TASK INSTRUCTIONS => Determine the number of lines that contain the word "components", then state that number and nothing more.

_ _ _ _

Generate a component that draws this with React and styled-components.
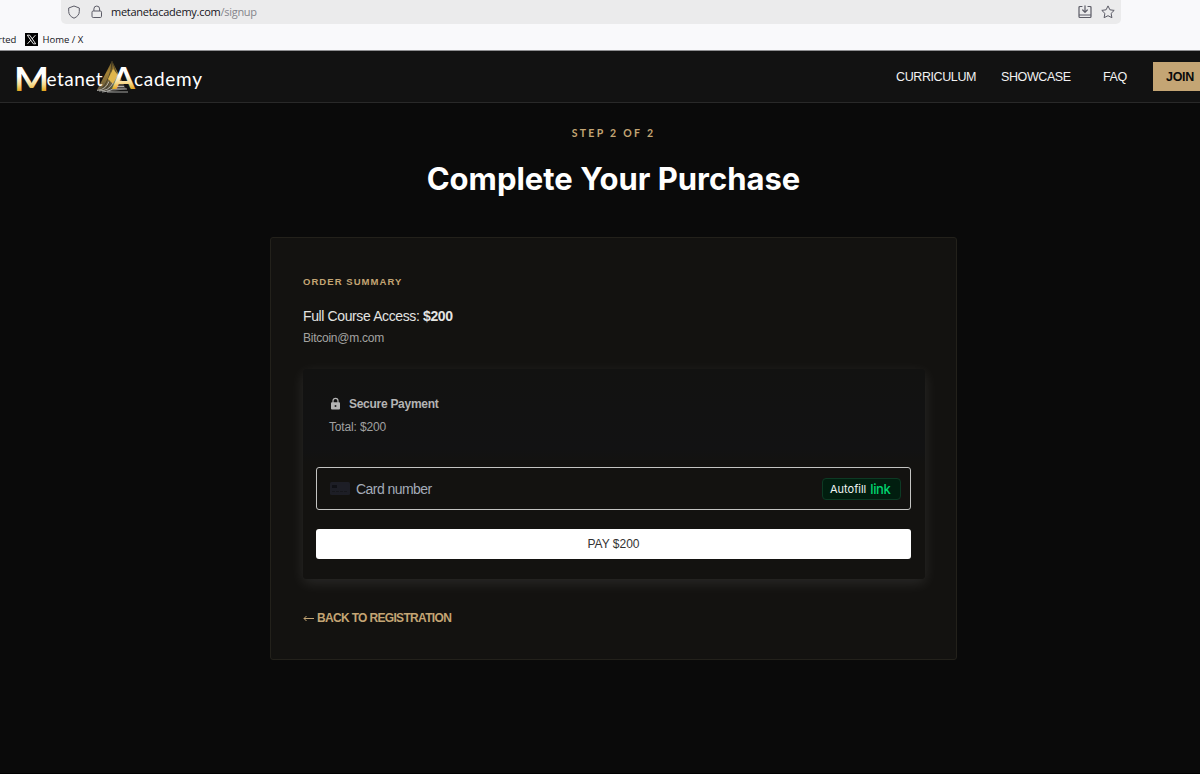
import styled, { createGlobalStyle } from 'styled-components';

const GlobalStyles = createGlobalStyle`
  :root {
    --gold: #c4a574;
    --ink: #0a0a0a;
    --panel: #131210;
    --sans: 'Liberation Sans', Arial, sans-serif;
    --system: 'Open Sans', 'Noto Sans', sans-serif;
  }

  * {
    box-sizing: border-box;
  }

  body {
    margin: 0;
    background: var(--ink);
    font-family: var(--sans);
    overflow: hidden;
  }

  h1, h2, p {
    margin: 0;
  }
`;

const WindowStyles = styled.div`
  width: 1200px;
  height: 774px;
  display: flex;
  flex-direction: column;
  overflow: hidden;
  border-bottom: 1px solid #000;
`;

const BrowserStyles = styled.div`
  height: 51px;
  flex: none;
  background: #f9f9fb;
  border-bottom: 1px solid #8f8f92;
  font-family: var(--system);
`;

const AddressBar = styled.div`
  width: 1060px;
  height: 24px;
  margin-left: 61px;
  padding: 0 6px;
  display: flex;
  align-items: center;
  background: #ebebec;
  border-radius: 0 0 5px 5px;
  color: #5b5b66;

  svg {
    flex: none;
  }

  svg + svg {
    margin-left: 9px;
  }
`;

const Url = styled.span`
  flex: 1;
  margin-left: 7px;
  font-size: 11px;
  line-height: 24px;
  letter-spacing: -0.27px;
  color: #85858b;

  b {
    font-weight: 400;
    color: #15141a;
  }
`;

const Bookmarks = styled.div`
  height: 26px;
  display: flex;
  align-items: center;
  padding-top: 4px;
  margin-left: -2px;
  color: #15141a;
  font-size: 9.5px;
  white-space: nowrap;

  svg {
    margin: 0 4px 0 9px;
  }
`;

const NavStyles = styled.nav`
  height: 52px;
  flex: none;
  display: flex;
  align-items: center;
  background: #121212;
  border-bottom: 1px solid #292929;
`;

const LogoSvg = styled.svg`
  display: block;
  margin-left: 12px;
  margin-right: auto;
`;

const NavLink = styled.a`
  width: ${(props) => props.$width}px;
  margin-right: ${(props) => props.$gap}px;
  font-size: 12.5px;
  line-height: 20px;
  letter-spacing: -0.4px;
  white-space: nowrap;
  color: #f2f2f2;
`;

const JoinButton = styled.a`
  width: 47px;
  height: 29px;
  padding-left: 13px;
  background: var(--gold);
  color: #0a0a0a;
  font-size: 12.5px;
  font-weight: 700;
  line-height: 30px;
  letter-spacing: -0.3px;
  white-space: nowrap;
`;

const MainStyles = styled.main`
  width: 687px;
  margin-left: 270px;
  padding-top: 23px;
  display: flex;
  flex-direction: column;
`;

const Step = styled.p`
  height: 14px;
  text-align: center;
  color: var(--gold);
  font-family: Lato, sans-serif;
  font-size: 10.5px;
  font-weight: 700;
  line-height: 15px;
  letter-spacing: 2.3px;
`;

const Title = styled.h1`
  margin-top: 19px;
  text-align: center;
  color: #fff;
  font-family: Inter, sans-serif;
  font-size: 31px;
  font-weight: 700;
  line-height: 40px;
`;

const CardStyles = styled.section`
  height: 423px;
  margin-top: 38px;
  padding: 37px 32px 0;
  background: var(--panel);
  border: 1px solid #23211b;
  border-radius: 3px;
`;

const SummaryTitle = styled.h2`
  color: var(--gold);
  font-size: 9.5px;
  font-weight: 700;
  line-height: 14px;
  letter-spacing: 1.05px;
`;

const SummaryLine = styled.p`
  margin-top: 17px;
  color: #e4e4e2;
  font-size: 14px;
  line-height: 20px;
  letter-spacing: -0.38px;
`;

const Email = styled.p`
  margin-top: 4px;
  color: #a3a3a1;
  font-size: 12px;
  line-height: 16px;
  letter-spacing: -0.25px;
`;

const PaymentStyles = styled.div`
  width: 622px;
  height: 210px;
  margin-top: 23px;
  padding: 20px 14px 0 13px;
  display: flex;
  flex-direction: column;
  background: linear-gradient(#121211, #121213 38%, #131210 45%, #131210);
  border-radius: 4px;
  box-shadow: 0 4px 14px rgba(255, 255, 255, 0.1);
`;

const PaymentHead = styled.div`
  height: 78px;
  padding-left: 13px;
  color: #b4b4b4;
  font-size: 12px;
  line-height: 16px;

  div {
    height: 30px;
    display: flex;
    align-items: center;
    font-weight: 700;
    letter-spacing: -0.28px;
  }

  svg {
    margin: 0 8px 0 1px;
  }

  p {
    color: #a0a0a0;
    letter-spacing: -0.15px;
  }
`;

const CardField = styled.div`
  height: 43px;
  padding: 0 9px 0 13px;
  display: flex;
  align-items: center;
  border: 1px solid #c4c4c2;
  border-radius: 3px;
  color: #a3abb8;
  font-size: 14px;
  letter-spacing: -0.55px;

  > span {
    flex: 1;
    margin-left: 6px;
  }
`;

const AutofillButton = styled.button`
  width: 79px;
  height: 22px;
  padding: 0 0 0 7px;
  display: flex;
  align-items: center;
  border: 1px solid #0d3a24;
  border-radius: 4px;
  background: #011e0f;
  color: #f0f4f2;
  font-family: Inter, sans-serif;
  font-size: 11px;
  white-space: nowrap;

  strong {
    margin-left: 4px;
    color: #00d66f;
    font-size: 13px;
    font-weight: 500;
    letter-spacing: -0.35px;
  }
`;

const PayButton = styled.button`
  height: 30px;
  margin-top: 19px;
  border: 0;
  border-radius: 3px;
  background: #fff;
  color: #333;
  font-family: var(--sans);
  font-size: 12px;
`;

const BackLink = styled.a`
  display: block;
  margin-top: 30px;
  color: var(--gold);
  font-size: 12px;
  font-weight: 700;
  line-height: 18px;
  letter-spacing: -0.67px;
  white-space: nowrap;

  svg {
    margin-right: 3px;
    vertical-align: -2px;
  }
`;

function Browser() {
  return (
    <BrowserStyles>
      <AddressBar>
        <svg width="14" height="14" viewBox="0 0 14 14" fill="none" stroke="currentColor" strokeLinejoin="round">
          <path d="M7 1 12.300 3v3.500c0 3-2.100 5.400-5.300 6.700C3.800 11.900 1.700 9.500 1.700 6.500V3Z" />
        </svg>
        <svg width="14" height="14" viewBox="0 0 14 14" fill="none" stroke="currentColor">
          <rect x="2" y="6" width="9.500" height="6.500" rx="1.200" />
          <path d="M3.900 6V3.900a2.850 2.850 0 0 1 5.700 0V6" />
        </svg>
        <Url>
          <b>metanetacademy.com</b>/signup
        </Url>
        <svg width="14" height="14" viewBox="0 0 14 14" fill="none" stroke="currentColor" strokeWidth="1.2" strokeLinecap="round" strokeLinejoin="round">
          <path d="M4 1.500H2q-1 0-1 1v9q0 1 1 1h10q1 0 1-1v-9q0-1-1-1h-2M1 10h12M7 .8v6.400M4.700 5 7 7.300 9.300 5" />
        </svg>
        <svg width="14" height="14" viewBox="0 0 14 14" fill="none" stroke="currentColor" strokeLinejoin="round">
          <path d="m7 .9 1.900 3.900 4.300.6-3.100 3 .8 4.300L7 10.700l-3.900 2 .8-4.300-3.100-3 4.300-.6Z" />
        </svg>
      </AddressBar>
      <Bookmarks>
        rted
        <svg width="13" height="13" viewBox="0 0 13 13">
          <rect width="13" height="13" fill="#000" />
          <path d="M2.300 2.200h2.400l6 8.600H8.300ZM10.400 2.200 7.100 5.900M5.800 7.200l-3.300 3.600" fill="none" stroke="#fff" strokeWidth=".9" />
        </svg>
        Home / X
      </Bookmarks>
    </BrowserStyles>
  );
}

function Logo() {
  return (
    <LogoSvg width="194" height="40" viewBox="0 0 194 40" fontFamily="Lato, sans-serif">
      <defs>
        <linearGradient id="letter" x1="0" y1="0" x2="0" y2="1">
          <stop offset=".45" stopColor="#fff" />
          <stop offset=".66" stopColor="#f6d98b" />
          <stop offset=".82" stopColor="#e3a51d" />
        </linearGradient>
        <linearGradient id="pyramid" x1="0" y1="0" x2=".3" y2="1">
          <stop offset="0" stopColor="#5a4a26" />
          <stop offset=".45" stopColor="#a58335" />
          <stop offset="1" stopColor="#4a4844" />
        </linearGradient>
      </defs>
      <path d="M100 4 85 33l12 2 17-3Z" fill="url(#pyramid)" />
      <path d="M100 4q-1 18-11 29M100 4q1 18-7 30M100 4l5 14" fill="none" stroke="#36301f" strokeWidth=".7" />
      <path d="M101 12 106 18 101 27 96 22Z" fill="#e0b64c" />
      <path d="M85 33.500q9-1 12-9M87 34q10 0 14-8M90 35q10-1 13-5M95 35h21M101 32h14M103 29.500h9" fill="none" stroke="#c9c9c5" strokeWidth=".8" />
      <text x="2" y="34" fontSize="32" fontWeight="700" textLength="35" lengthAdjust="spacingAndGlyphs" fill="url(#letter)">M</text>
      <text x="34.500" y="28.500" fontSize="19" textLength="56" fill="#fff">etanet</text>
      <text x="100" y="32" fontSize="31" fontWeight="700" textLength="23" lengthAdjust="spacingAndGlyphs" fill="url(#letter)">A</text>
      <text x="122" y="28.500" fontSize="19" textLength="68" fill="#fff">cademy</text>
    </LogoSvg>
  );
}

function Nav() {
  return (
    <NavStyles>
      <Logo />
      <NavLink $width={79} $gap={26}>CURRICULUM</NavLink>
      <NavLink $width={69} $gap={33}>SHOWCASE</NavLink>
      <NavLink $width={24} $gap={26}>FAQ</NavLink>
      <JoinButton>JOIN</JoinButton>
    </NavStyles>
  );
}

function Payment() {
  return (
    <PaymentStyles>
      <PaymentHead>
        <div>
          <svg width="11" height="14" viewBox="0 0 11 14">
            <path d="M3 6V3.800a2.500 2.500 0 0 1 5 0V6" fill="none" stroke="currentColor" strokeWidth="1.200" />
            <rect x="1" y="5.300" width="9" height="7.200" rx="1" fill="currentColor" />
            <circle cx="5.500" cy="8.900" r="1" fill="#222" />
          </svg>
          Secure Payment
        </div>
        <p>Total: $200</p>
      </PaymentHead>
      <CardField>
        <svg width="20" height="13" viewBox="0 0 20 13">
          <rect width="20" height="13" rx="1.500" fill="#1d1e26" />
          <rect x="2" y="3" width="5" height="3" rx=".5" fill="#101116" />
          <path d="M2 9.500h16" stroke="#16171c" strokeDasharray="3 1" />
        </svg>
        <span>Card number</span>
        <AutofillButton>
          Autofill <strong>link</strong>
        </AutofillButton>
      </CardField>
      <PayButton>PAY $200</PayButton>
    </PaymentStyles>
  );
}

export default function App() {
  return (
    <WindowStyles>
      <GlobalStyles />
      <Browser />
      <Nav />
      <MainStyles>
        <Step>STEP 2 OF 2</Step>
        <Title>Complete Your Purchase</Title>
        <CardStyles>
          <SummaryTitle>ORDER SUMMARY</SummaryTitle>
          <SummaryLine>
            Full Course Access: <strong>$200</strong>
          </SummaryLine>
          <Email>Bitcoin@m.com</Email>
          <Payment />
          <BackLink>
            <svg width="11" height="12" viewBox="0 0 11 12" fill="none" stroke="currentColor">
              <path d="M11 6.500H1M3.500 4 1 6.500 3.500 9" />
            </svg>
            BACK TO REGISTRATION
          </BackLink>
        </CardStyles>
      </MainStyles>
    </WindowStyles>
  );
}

_ _ _ _

FINISHED TASK => 2